We review the facts in this case to determine whether any of the exceptions are applicable. Claimant tripped and fell in a parking lot adjacent to her place of employment. The JCC reviewed photographs of the area where Claimant fell. He found the following:

The photographs depict a groove or separation between the asphalt surface of the parking lot and the concrete curb. From the photographs, this groove appears to be present throughout the parking lot wherever the concrete and asphalt meet. There appears to be nothing unusual or out of the ordinary with respect to the parking lot surface where the claimant fell. Specifically, there are no potholes, construction lines, piles of debris or hazards of that nature.

Based on the evidence, the JCC found no special hazard led to the accident, a finding correctly conceded by Claimant to be supported by competent, substantial evidence.

Thus, the issue before us is whether the employer had sufficient control of the area where Claimant fell in order for the area to be considered either part of the employer's premises or an area that was actually used by the employer for its purposes.

In the instant case, the parking lot in question was not leased by the employer. The employer was not assigned any specific parking spaces within the lot where the fall occurred. Instead, the employer, pursuant to its lease agreement for its office space, was allotted 32 unassigned parking spaces for its non-exclusive use.
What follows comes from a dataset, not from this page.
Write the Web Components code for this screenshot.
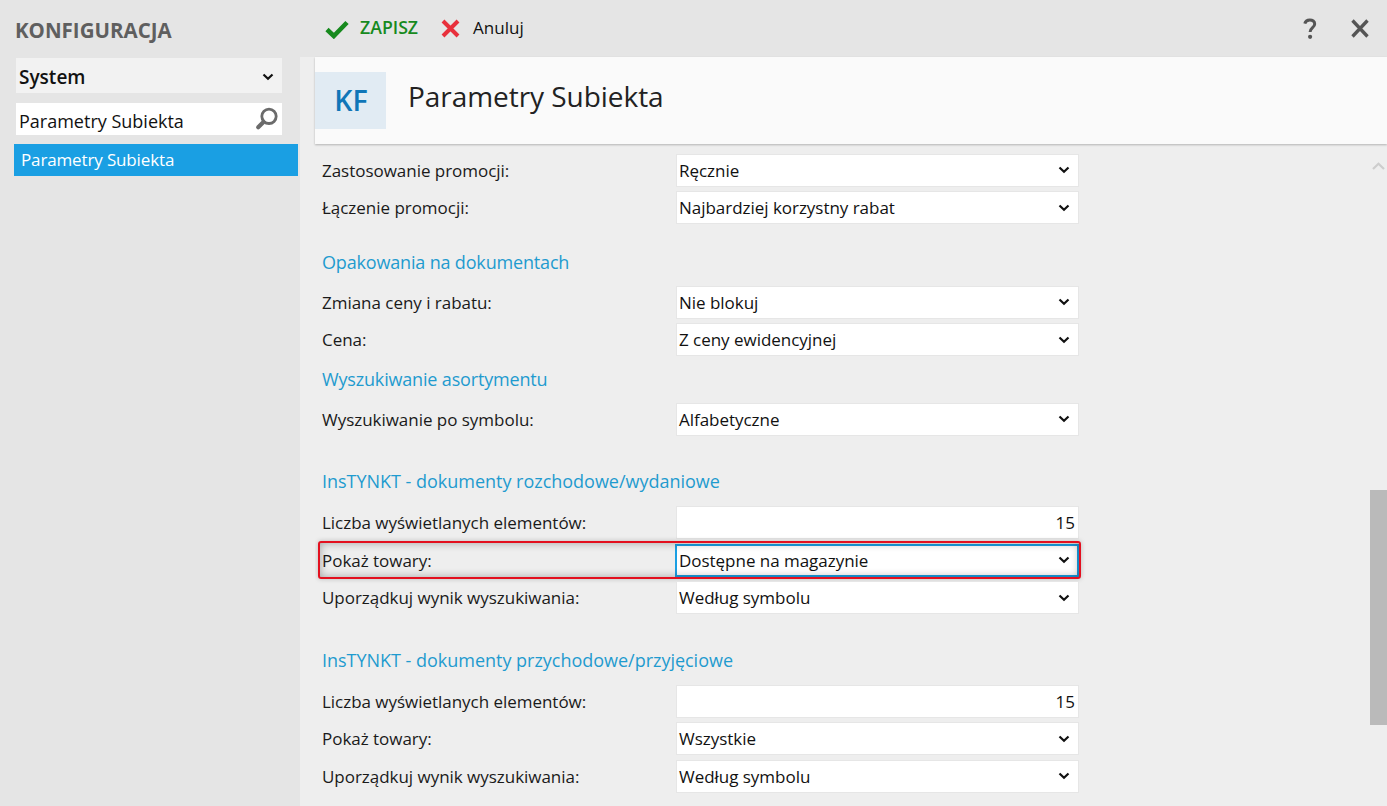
<!DOCTYPE html>
<html lang="pl">
<head>
<meta charset="utf-8">
<title>Konfiguracja</title>
<style>
  html, body { margin: 0; height: 100%; overflow: hidden; }
  body { font-family: "Open Sans", "Noto Sans", sans-serif; color: #111; }
</style>
</head>
<body>
<config-app>
  <side-panel slot="side" title-text="KONFIGURACJA" group="System" search="Parametry Subiekta" item="Parametry Subiekta"></side-panel>
  <tool-bar slot="tools"></tool-bar>
  <page-header slot="head" code="KF" text="Parametry Subiekta"></page-header>
  <form-row label="Zastosowanie promocji:" value="Ręcznie"></form-row>
  <form-row label="Łączenie promocji:" value="Najbardziej korzystny rabat"></form-row>
  <form-heading top="21.5" bottom="11.5" tight>Opakowania na dokumentach</form-heading>
  <form-row label="Zmiana ceny i rabatu:" value="Nie blokuj"></form-row>
  <form-row label="Cena:" value="Z ceny ewidencyjnej"></form-row>
  <form-heading top="6.5" bottom="11.5" tight>Wyszukiwanie asortymentu</form-heading>
  <form-row label="Wyszukiwanie po symbolu:" value="Alfabetyczne"></form-row>
  <form-heading top="28.2" bottom="13.5">InsTYNKT - dokumenty rozchodowe/wydaniowe</form-heading>
  <form-row label="Liczba wyświetlanych elementów:" value="15" number></form-row>
  <form-row label="Pokaż towary:" value="Dostępne na magazynie" marked></form-row>
  <form-row label="Uporządkuj wynik wyszukiwania:" value="Według symbolu"></form-row>
  <form-heading top="29.6" bottom="12.5">InsTYNKT - dokumenty przychodowe/przyjęciowe</form-heading>
  <form-row label="Liczba wyświetlanych elementów:" value="15" number></form-row>
  <form-row label="Pokaż towary:" value="Wszystkie"></form-row>
  <form-row label="Uporządkuj wynik wyszukiwania:" value="Według symbolu"></form-row>
</config-app>

<script>
  const chevron = `<svg width="12" height="8" viewBox="0 0 12 8"><path d="M1.5 1.5 6 5.8 10.5 1.5" fill="none" stroke="#111" stroke-width="2.2"/></svg>`;

  class ConfigApp extends HTMLElement {
    constructor() {
      super();
      this.attachShadow({ mode: 'open' }).innerHTML = `
        <style>
          :host { display: grid; grid-template-columns: 300px 1fr; grid-template-rows: 57px 1fr; width: 1387px; height: 806px; background: #e5e5e5; overflow: hidden; }
          .side { grid-row: 1 / 3; }
          .tools { grid-column: 2; }
          .main { grid-column: 2; display: flex; flex-direction: column; background: #eee; padding-left: 15px; min-height: 0; }
          .body { flex: 1; display: flex; min-height: 0; }
          .form { flex: 1; display: flex; flex-direction: column; padding: 9.9px 0 0 0; overflow: hidden; }
        </style>
        <div class="side"><slot name="side"></slot></div>
        <div class="tools"><slot name="tools"></slot></div>
        <div class="main">
          <slot name="head"></slot>
          <div class="body">
            <div class="form"><slot></slot></div>
            <scroll-bar></scroll-bar>
          </div>
        </div>`;
    }
  }

  class SidePanel extends HTMLElement {
    connectedCallback() {
      const a = n => this.getAttribute(n);
      this.attachShadow({ mode: 'open' }).innerHTML = `
        <style>
          :host { display: flex; flex-direction: column; height: 100%; }
          h1 { margin: 0; padding: 18px 0 0 15px; height: 40px; font-size: 20.5px; line-height: 24px; font-weight: 700; color: #5f5f5f; }
          .group { margin: 0 18px 0 16px; height: 35px; background: #f2f2f2; display: flex; align-items: center; justify-content: space-between; padding: 2px 8px 0 3px; box-sizing: border-box; font-size: 19px; font-weight: 600; color: #111; }
          .search { margin: 10px 18px 0 16px; height: 32px; box-sizing: border-box; background: #fff; display: flex; align-items: center; justify-content: space-between; padding: 3px 3px 0; font-size: 18px; }
          .search svg { margin-top: -3px; }
          .item { margin: 9px 2px 0 14px; height: 31.5px; background: #1a9fe3; color: #fff; display: flex; align-items: center; padding: 0 7px; font-size: 17px; letter-spacing: -.14px; }
          .group svg { display: block; }
        </style>
        <h1>${a('title-text')}</h1>
        <div class="group"><span>${a('group')}</span>${chevron}</div>
        <div class="search"><span>${a('search')}</span>
          <svg width="24" height="24" viewBox="0 0 24 24"><circle cx="14" cy="9.3" r="7.2" fill="#fff" stroke="#6b6b6b" stroke-width="2.8"/><path d="M8.5 15 3.2 20.3" stroke="#6b6b6b" stroke-width="4.2" stroke-linecap="round"/></svg>
        </div>
        <div class="item">${a('item')}</div>`;
    }
  }

  class ToolBar extends HTMLElement {
    constructor() {
      super();
      this.attachShadow({ mode: 'open' }).innerHTML = `
        <style>
          :host { display: flex; align-items: center; height: 57px; box-sizing: border-box; padding: 0 18px 3px 25px; }
          span { font-size: 17px; }
          .save { color: #178a1e; font-weight: 600; font-size: 17.7px; margin: 0 23px 0 11px; }
          .cancel { margin-left: 13px; flex: 1; }
          svg { display: block; margin-top: 3px; }
          .help { margin-right: 34px; }
        </style>
        <svg width="24" height="20" viewBox="0 0 24 20"><path d="M2 10.5 8.8 17 22 3.5" fill="none" stroke="#178a1e" stroke-width="4.6"/></svg>
        <span class="save">ZAPISZ</span>
        <svg width="19" height="19" viewBox="0 0 19 19"><path d="M2 2 17 17M17 2 2 17" fill="none" stroke="#e8303c" stroke-width="4"/></svg>
        <span class="cancel">Anuluj</span>
        <svg class="help" width="14" height="22" viewBox="0 0 14 22"><path d="M1.8 5.6C2.4 2.9 4.4 1.9 6.8 1.9c2.8 0 4.9 1.5 4.9 4 0 3.8-4.6 3.6-4.6 8.1" fill="none" stroke="#555" stroke-width="3"/><circle cx="7.1" cy="18.8" r="2.1" fill="#555"/></svg>
        <svg width="18" height="19" viewBox="0 0 18 19"><path d="M1.5 1.5 16.5 17.5M16.5 1.5 1.5 17.5" fill="none" stroke="#555" stroke-width="3.3"/></svg>`;
    }
  }

  class PageHeader extends HTMLElement {
    connectedCallback() {
      this.attachShadow({ mode: 'open' }).innerHTML = `
        <style>
          :host { display: flex; align-items: center; flex: none; height: 87px; background: #fafafa; box-shadow: 0 1px 2px rgba(0,0,0,.25); position: relative; }
          .code { width: 71px; height: 57px; background: #e1ebf3; color: #0f76b8; font-size: 28.5px; font-weight: 600; display: flex; align-items: center; justify-content: center; padding: 0 0 2px 1px; box-sizing: border-box; }
          .text { margin: 0 0 9px 22px; font-size: 28px; letter-spacing: -.05px; color: #222; }
        </style>
        <div class="code">${this.getAttribute('code')}</div>
        <div class="text">${this.getAttribute('text')}</div>`;
    }
  }

  class FormHeading extends HTMLElement {
    connectedCallback() {
      this.attachShadow({ mode: 'open' }).innerHTML = `
        <style>
          :host { display: block; flex: none; height: 24px; line-height: 24px; margin: ${this.getAttribute('top')}px 0 ${this.getAttribute('bottom')}px 7px; color: #1f9bcf; font-size: 18px; letter-spacing: -.02px; }
          :host([tight]) { letter-spacing: -.17px; }
        </style><slot></slot>`;
    }
  }

  class FormRow extends HTMLElement {
    connectedCallback() {
      const number = this.hasAttribute('number');
      const marked = this.hasAttribute('marked');
      this.attachShadow({ mode: 'open' }).innerHTML = `
        <style>
          :host { display: flex; flex: none; align-items: stretch; height: 33px; margin: 0 0 4.5px 7px; width: 757px; position: relative; font-size: 17px; letter-spacing: -.03px; }
          .label { width: 354px; flex: none; display: flex; align-items: center; color: #1a1a1a; }
          .box { flex: 1; box-sizing: border-box; background: #fff; border: 1px solid #e6e6e6; display: flex; align-items: center; justify-content: space-between; padding: 0 8px 0 2px; }
          .box.num { justify-content: flex-end; padding-right: 3px; }
          .marked { position: absolute; inset: -3px -2px -2.5px -4px; border: 2px solid #e3101f; border-radius: 3px; pointer-events: none; box-shadow: 0 0 5px rgba(0,0,0,.22), inset 0 0 9px rgba(0,0,0,.32); }
          :host([marked]) .box { border: 2px solid #1a9fe3; margin-left: -1px; padding-left: 2px; padding-right: 7px; }
        </style>
        <div class="label">${this.getAttribute('label')}</div>
        <div class="box ${number ? 'num' : ''}"><span>${this.getAttribute('value')}</span>${number ? '' : chevron}</div>
        ${marked ? '<div class="marked"></div>' : ''}`;
    }
  }

  class ScrollBar extends HTMLElement {
    constructor() {
      super();
      this.attachShadow({ mode: 'open' }).innerHTML = `
        <style>
          :host { display: flex; flex-direction: column; align-items: center; width: 17px; flex: none; }
          svg { display: block; margin-top: 18px; }
          .thumb { margin-top: 320px; width: 17px; height: 235px; background: #bababa; }
        </style>
        <svg width="13" height="8" viewBox="0 0 13 8"><path d="M1 7 6.5 1.8 12 7" fill="none" stroke="#cdcdcd" stroke-width="2.2"/></svg>
        <div class="thumb"></div>`;
    }
  }

  customElements.define('config-app', ConfigApp);
  customElements.define('side-panel', SidePanel);
  customElements.define('tool-bar', ToolBar);
  customElements.define('page-header', PageHeader);
  customElements.define('form-heading', FormHeading);
  customElements.define('form-row', FormRow);
  customElements.define('scroll-bar', ScrollBar);
</script>
</body>
</html>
While the employer paid a fee to the landlord for maintenance of the common areas of the leased premises, there is no showing that the employer exercised any control over the maintenance or how the fee was applied to the parking area.

Based on these facts, the JCC correctly found the employer had insufficient control of the parking lot either for the lot to be considered part of the employer's premises or for the employer's use of that lot to be considered a “special use.” The JCC stated:

In the instant case, the parking lot in question was open to and used by the public. No evidence was presented that the lot was used by the employer or its employees in any way materially different from the public in general or that the employer excluded others from it. Silva vs. General Labor Staffing Services, Inc., 995 So. 2d 1107 (Fla. 1st DCA 2008) (holding the “area used by the employer for his purposes” exception did not apply because there was no evidence the employer habitually used the parking lot for a special purpose, controlled it or excluded others from it. As stated by the Appellate Court in that case, the exception applies when the area is under the employer's control or habitually used for a purpose special to the employer).

The JCC's reasoning is supported by our recent case of Evans, 194 So. 3d 551. We find the facts of that case materially indistinguishable.